Pick out the lines containing "index".

= Material =
----
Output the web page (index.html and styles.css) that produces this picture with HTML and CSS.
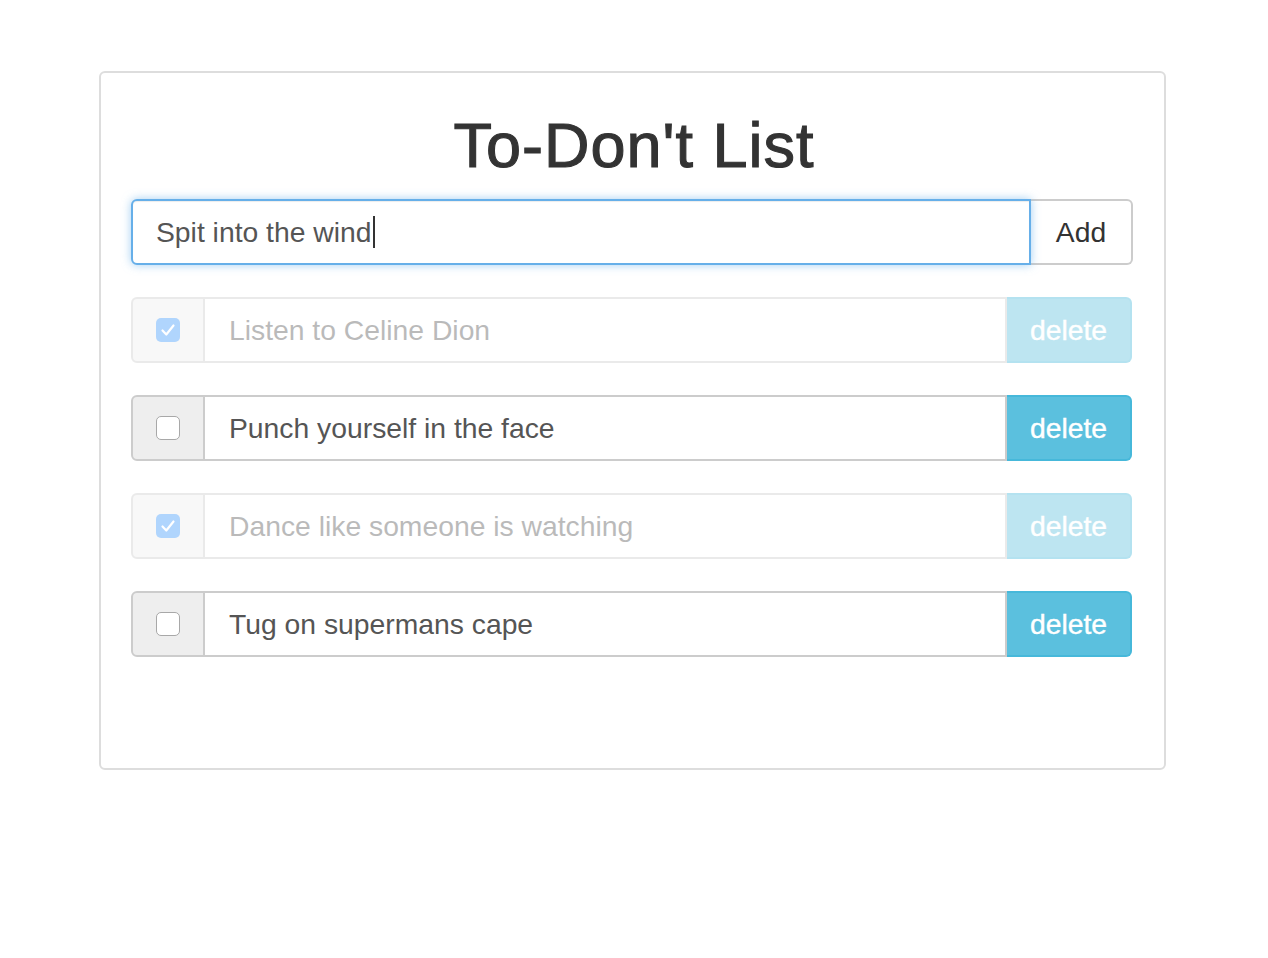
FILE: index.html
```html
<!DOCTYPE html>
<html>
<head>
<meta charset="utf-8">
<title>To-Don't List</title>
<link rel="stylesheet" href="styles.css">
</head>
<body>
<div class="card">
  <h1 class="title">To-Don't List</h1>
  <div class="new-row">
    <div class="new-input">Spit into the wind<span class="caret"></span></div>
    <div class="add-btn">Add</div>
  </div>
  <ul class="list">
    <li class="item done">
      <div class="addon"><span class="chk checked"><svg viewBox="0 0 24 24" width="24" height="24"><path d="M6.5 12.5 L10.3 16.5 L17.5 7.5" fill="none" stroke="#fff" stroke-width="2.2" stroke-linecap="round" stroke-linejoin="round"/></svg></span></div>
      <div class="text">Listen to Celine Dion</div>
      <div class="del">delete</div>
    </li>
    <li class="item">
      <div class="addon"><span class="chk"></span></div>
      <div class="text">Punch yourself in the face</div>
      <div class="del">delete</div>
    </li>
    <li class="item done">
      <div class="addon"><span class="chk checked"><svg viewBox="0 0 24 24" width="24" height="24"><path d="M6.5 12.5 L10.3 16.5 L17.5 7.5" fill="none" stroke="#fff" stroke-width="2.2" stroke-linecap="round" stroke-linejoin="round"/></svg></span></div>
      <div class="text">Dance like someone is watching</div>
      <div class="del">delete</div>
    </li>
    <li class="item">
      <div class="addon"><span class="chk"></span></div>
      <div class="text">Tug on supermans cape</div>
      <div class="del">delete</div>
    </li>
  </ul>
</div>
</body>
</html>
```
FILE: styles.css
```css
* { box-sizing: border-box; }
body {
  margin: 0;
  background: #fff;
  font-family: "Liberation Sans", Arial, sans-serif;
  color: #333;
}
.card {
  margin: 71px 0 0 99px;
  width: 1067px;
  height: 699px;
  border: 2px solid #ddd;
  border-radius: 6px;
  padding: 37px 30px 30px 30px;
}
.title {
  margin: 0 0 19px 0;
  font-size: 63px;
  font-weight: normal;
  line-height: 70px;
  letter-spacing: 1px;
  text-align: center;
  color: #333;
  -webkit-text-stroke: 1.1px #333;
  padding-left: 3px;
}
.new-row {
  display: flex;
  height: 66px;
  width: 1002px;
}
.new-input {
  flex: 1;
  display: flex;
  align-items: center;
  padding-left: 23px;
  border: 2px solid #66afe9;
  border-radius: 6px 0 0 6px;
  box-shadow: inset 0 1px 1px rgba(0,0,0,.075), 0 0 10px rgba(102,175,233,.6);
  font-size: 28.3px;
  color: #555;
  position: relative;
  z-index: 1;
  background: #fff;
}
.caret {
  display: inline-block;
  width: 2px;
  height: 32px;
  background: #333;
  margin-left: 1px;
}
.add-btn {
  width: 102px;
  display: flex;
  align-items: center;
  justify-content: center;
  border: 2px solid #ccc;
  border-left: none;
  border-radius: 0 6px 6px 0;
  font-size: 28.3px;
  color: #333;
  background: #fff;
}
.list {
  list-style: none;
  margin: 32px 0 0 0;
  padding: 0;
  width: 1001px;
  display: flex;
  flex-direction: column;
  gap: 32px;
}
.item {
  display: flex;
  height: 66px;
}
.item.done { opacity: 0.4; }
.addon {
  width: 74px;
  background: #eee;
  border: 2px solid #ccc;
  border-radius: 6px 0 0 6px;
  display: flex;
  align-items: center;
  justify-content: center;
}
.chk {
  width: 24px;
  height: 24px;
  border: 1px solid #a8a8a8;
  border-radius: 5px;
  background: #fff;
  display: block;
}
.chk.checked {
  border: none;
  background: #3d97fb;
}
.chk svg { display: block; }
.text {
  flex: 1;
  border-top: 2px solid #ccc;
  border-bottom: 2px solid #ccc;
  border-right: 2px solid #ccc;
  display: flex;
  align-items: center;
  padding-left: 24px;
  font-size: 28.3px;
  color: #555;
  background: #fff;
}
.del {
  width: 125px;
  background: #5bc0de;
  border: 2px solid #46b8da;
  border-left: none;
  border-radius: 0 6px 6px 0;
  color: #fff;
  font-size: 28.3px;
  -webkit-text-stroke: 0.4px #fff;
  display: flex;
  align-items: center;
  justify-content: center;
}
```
----
= Correct answer =
Output the web page (index.html and styles.css) that produces this picture with HTML and CSS.
FILE: index.html
  z-index: 1;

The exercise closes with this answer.